Teleparse forces the grammar created with #[derive_syntax] to be LL(1), which stands for:

  • The parser scans the input Left to right
  • The parser derives the Leftmost tree first
  • The parser only ever looks 1 token ahead

These rules help the parser to be more efficient. The parser will only need to look at the next token to decide what to parse next, and it does not require backtracking.

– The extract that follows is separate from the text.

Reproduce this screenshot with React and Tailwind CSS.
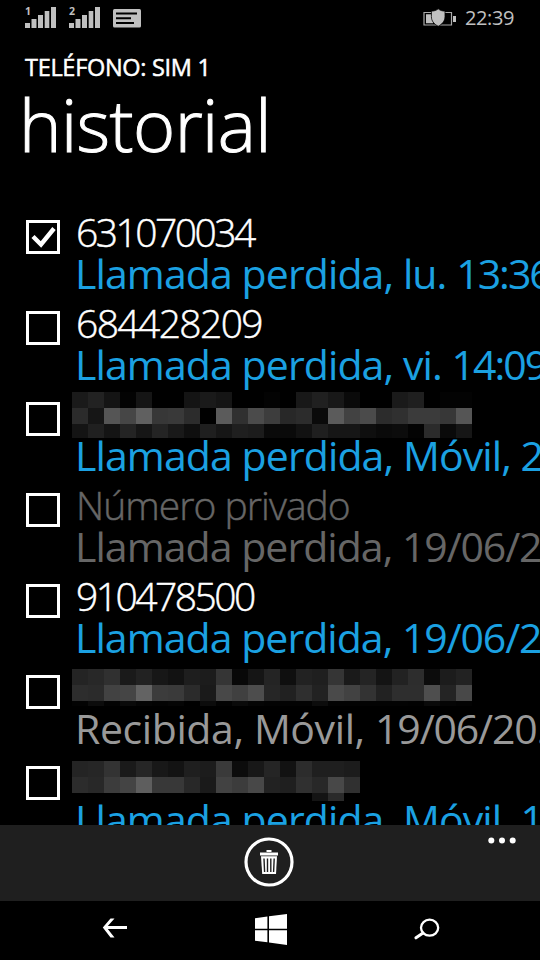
const mosaicA = [
  '1a 22 14 03 15 00 00 14 1a 15 00 00 03 00 18 20 18 0a 00 00 1a 1f 00 03 03',
  '2b 16 55 46 60 37 39 2c 00 5b 30 4b 3d 28 2c 0a 5b 42 4b 2c 30 3b 3b 37 55',
  '14 20 14 24 16 24 19 0f 1f 16 1f 1c 0a 0a 12 1f 16 16 0f 0a 0c 03 2b 0a 16',
];
const mosaicB = [
  '24 28 30 1a 22 17 12 1e 1c 35 08 15 24 0f 22 1f 35 1a 24 14 22 2d 0c 1c 22',
  '2d 2b 42 45 63 3c 3a 2b 1a 48 40 4d 26 21 2f 22 4a 42 33 22 2e 2e 4e 24 48',
  '03 0c 03 0a 05 03 05 00 0c 03 0a 05 03 03 03 0c 03 03 03 03 03 02 0a 05 03',
];
const mosaicC = [
  '24 26 33 1a 26 18 13 1f 1c 3a 0c 18 25 12 2c 1f 1f 1c',
  '2c 28 3c 44 5e 38 38 28 1a 42 3c 48 22 1f 30 28 48 30',
  '00 00 00 00 00 00 00 00 00 00 00 00 00 00 00 14 2a 00',
];

const BLUE = 'tracking-[-0.9px] text-[#1ba1e2]';
const calls = [
  { number: '631070034', spacing: 'tracking-[-2.5px]', detail: 'Llamada perdida, lu. ', time: '13:36', color: BLUE, checked: true },
  { number: '684428209', spacing: 'tracking-[-1.6px]', detail: 'Llamada perdida, vi. ', time: '14:09', color: BLUE },
  { mosaic: mosaicA, offset: 'pt-0', last: 'h-[14px]', detail: 'Llamada perdida, Móvil, ', time: '21/06/2015', color: BLUE },
  { number: 'Número privado', spacing: 'tracking-[-0.95px] text-[#666666]', detail: 'Llamada perdida, ', time: '19/06/2015', color: 'tracking-[-0.95px] text-[#666666]' },
  { number: '910478500', spacing: 'tracking-[-2.5px]', detail: 'Llamada perdida, ', time: '19/06/2015', color: 'tracking-[-0.95px] text-[#1ba1e2]' },
  { mosaic: mosaicB, offset: 'pt-[4px]', last: 'h-[5px]', detail: 'Recibida, Móvil, ', time: '19/06/20...', color: 'tracking-[-0.4px] text-[#999999]' },
  { mosaic: mosaicC, offset: 'pt-[5px]', last: 'h-[8px]', detail: 'Llamada perdida, Móvil, ', time: '19/06/2015', color: BLUE },
];

function Mosaic({ rows, last }) {
  return (
    <div className="-ml-[4px] flex flex-col">
      {rows.map((row, i) => (
        <div key={i} className={`flex shrink-0 ${i === 2 ? last : 'h-4'}`}>
          {row.split(' ').map((v, k) => (
            <div key={k} className="w-4 shrink-0" style={{ backgroundColor: `#${v}${v}${v}` }} />
          ))}
        </div>
      ))}
    </div>
  );
}

function Signal({ label }) {
  return (
    <svg className="overflow-visible" width="32" height="22" viewBox="0 0 32 22" fill="#c0c0c0">
      <text x="0" y="8" fontSize="10.5" fontWeight="700" fontFamily="Open Sans">{label}</text>
      <rect x="0" y="16" width="5" height="5" />
      <rect x="6.5" y="12" width="5" height="9" />
      <rect x="13" y="8" width="5" height="13" />
      <rect x="19.7" y="4" width="4.6" height="17" />
      <rect x="26" y="0" width="5" height="21" />
    </svg>
  );
}

function Call({ call }) {
  return (
    <li className="flex h-[91px] shrink-0 pl-[26px]">
      <div className="mt-[10px] h-[34px] w-[34px] shrink-0 border-3 border-white">
        {call.checked && (
          <svg width="28" height="28" viewBox="0 0 28 28" fill="none" stroke="#fff" strokeWidth="4.4">
            <path d="M4 13.5 12 21.5 25 5.5" />
          </svg>
        )}
      </div>
      <div className="ml-4 w-[464px] shrink-0 whitespace-pre">
        <div className={`h-[42px] ${call.offset ?? 'pt-px'}`}>
          {call.mosaic ? (
            <Mosaic rows={call.mosaic} last={call.last} />
          ) : (
            <div className={`text-[39px] leading-[42px] font-light [-webkit-text-stroke:0.45px] ${call.spacing}`}>{call.number}</div>
          )}
        </div>
        <div className={`-ml-px text-[41px] leading-[42px] ${call.color}`}>
          {call.detail}
          <span className={call.time.includes(':') ? 'tracking-[-2px]' : 'tracking-[-1.15px]'}>{call.time}</span>
        </div>
      </div>
    </li>
  );
}

export default function App() {
  return (
    <div className="flex h-[960px] w-[540px] flex-col overflow-hidden bg-black font-['Open_Sans','Noto_Sans',sans-serif] text-white">
      <div className="flex h-9 shrink-0 items-start pl-[25px]">
        <div className="mt-[7px] flex gap-3">
          <Signal label="1" />
          <Signal label="2" />
        </div>
        <svg className="mt-[9px] ml-[12px]" width="28" height="19" viewBox="0 0 28 19">
          <rect width="28" height="18.5" rx="1.5" fill="#c0c0c0" />
          <path d="M3 4.5h21M3 9.3h15M3 14h18" stroke="#000" strokeWidth="2" />
        </svg>
        <svg className="mt-[8px] ml-auto" width="34" height="20" viewBox="0 0 34 20">
          <path d="M1 4.5h27.5v12.5H1z" fill="none" stroke="#aaa" strokeWidth="1.2" />
          <path d="M3 6.3h7v9H3zM30 8h3v6h-3z" fill="#c0c0c0" />
          <path d="M15.2.8c2 1.7 4 2.2 6.8 2.3v5.5c0 4.500-2.700 7.500-6.800 9.700-4.100-2.200-6.800-5.200-6.800-9.700V3.100c2.800-.1 4.800-.6 6.800-2.300z" fill="#c0c0c0" stroke="#000" strokeWidth=".8" />
        </svg>
        <div className="mt-[4px] ml-[8px] w-[75px] text-[20px] leading-[28px] tracking-[-0.4px] text-[#c0c0c0]">22:39</div>
      </div>
      <header className="h-[174px] shrink-0 pt-[17px] whitespace-nowrap">
        <div className="pl-[25px] text-[23.5px] leading-7 tracking-[-0.3px] [-webkit-text-stroke:0.5px]">TELÉFONO: SIM 1</div>
        <h1 className="pt-px pl-[19px] text-[72px] leading-[84px] font-light tracking-[-0.6px] [-webkit-text-stroke:1px]">historial</h1>
      </header>
      <ul className="flex h-[615px] shrink-0 flex-col overflow-hidden">
        {calls.map((call, i) => (
          <Call key={i} call={call} />
        ))}
      </ul>
      <div className="grid h-[76px] shrink-0 grid-cols-3 bg-[#1f1f1f]">
        <span />
        <svg className="mt-[12px] ml-[64px]" width="50" height="50" viewBox="0 0 50 50">
          <circle cx="25" cy="25" r="23" fill="none" stroke="#fff" strokeWidth="3.2" />
          <path d="M22.5 13h5v2h-5zM16 15.5h18v3H16z" fill="#fff" />
          <path d="M17 19.2h16l-1 17.8H18.2z" fill="#fff" />
          <path d="M20 21.5l.6 13.5M23.5 21.5v13.5M26.8 21.5v13.5M30.2 21.5l-.6 13.5" stroke="#1f1f1f" strokeWidth="1.4" />
        </svg>
        <svg className="mt-[12px] ml-[128px]" width="28" height="8" viewBox="0 0 28 8" fill="#fff">
          <circle cx="3.3" cy="3.5" r="3" />
          <circle cx="14" cy="3.5" r="3" />
          <circle cx="24.7" cy="3.5" r="3" />
        </svg>
      </div>
      <nav className="flex h-[59px] shrink-0 items-start">
        <svg className="mt-[17px] ml-[102px]" width="26" height="21" viewBox="0 0 26 21">
          <path d="M0.8 9.5 8.5 0.5h4L5.8 8H25v3H5.8l6.7 8.5h-4z" fill="#fff" />
        </svg>
        <svg className="mt-[13px] ml-[127px]" width="32" height="31" viewBox="0 0 32 31" fill="#fff">
          <path d="M0 4.3 12.4 2.6V14.8H0zM14 2.3 32 0V14.8H14zM0 16.2H12.4V28.3L0 26.7zM14 16.2H32V31L14 28.6z" />
        </svg>
        <svg className="mt-[17px] ml-[127px]" width="26" height="22" viewBox="0 0 26 22" fill="none" stroke="#fff">
          <ellipse cx="15.6" cy="9.7" rx="8.6" ry="8" strokeWidth="2.3" />
          <path d="M9 15 2 19.8" strokeWidth="3" strokeLinecap="round" />
        </svg>
      </nav>
    </div>
  );
}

To validate the grammar is LL(1), the #[teleparse(root)] attribute generates a test that can be ran with cargo test that fails if the grammar is not LL(1). For example, the following grammar is not LL(1):

Decl      => PubEnum | PubStruct
PubEnum   => pub enum
PubStruct => pub struct

When parsing Decl, if the next token is pub, the parser will not know whether to parse PubEnum or PubStruct, since both start with pub. If we implement this grammar with Teleparse, the generated test will fail with a message to help you debug the issue.

#![allow(unused)]
fn main() {
use teleparse::prelude::*;

#[derive_lexicon]
pub enum TokenType {
    #[teleparse(terminal(KwPub = "pub", KwEnum = "enum", KwStruct = "struct"))]
    Keyword,
}

#[derive_syntax]
pub struct PubEnum {
    pub kw_pub: KwPub,
    pub kw_enum: KwEnum,
}

#[derive_syntax]
pub struct PubStruct {
    pub kw_pub: KwPub,
    pub kw_struct: KwStruct,
}

#[derive_syntax]
#[teleparse(root)]
pub enum Decl {
    PubEnum(PubEnum),
    PubStruct(PubStruct),
}
}
thread 'Decl_root_test::is_ll1' panicked at <source location>
Decl is not LL(1): The non-terminal `Decl` has a FIRST/FIRST conflict producing either `PubEnum` or `PubStruct`. The conflict
ing terminals are: "pub"
note: run with `RUST_BACKTRACE=1` environment variable to display a backtrace

We can rewrite the grammar to resolve the conflict:

Decl         => pub EnumOrStruct
EnumOrStruct => enum | struct
#![allow(unused)]
fn main() {
use teleparse::prelude::*;

#[derive_lexicon]
pub enum TokenType {
    #[teleparse(terminal(KwPub = "pub", KwEnum = "enum", KwStruct = "struct"))]
    Keyword,
}

#[derive_syntax]
pub enum EnumOrStruct {
    Enum(KwEnum),
    Struct(KwStruct),
}

#[derive_syntax]
#[teleparse(root)]
pub struct Decl {
    pub kw_pub: KwPub,
    pub data: EnumOrStruct,
}
}

Note that there are other conditions that make a grammar not LL(1). If you are unsure how to resolve them, please utilize search engines to learn more about LL(1) grammars and how to resolve conflicts.